The Guardianship program transformed the usually expensive, extensive process of obtaining guardianship into one of opportunity and accommodation. Families were connected to pro bono attorneys and low-cost legal resources. For eight of the families who spoke only Spanish, The Arc’s bilingual case managers translated documents, provided one-on-one clarifications, and overcame the language barriers in the legal system.
“The families who go through the program together really get to know each other and are even exchanging phone numbers by the end of the program,” said Kerim Peirce, Manager of Family & Juvenile Transition Services at The Arc of the Capital Area. “The program turns a complex legal process into quite a festive thing.”

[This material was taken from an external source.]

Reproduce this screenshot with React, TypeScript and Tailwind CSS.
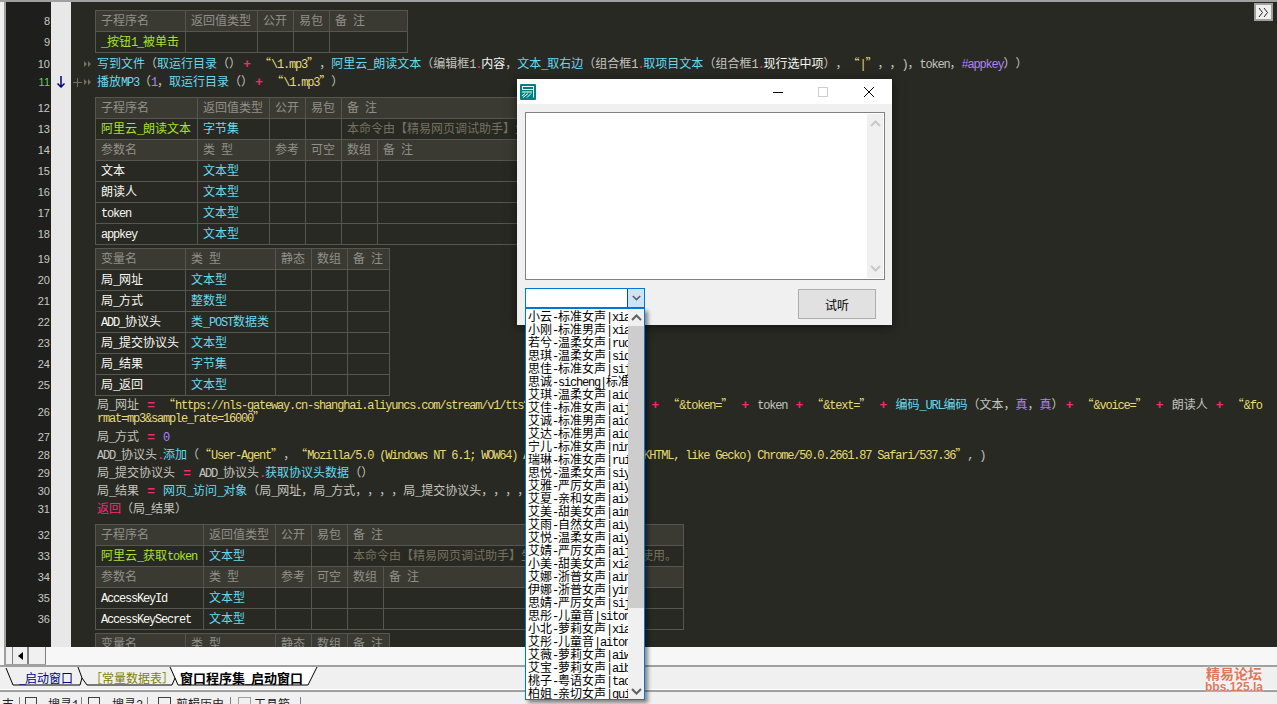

When the big court date arrived, the probate judge presided over the courtroom with the parents and an attorney on one side of the room, and the adult dependent (ward) and their attorney ad litem separated on the other side. Stiff with trepidation, many parents couldn’t help but feel uncomfortable by the sea of space that separated them from the child that they were used to always having by their side. Equally nervous, some wards answered questions from the judge while others paced around the courtroom.
“The process reaffirms the family’s commitment to care in both a familial sense and in legal terms,” Kerim said. “They are there to protect that person for the rest of their life.”
So what does legal guardianship entail, and why is it necessary? It all comes down to rights and decision-making.
Without guardianship, individuals with disabilities could be left financially, medically, and legally responsible for actions they may not understand or intend to happen. The guardianship of the ward indicates the guardian’s decision-making parameters pertaining to housing, health care, employment, contractual agreements, and finances. In times of medical emergencies, many families unexpectedly realize that their lack of guardianship limits them from being with their child or making decisions on their behalf. For example, guardian status can be necessary for parents to obtain health records under compliance with HIPAA (Health Insurance Portability and Accountability Act).
We are very proud of these 15 families who successfully obtained guardianship of their loved ones with I/DD this past May. The Arc’s Guardianship Program has big plans for another season of guidance and opportunities for less restrictive guardianship alternatives such as supported decision-making that will be explored in our next blog post.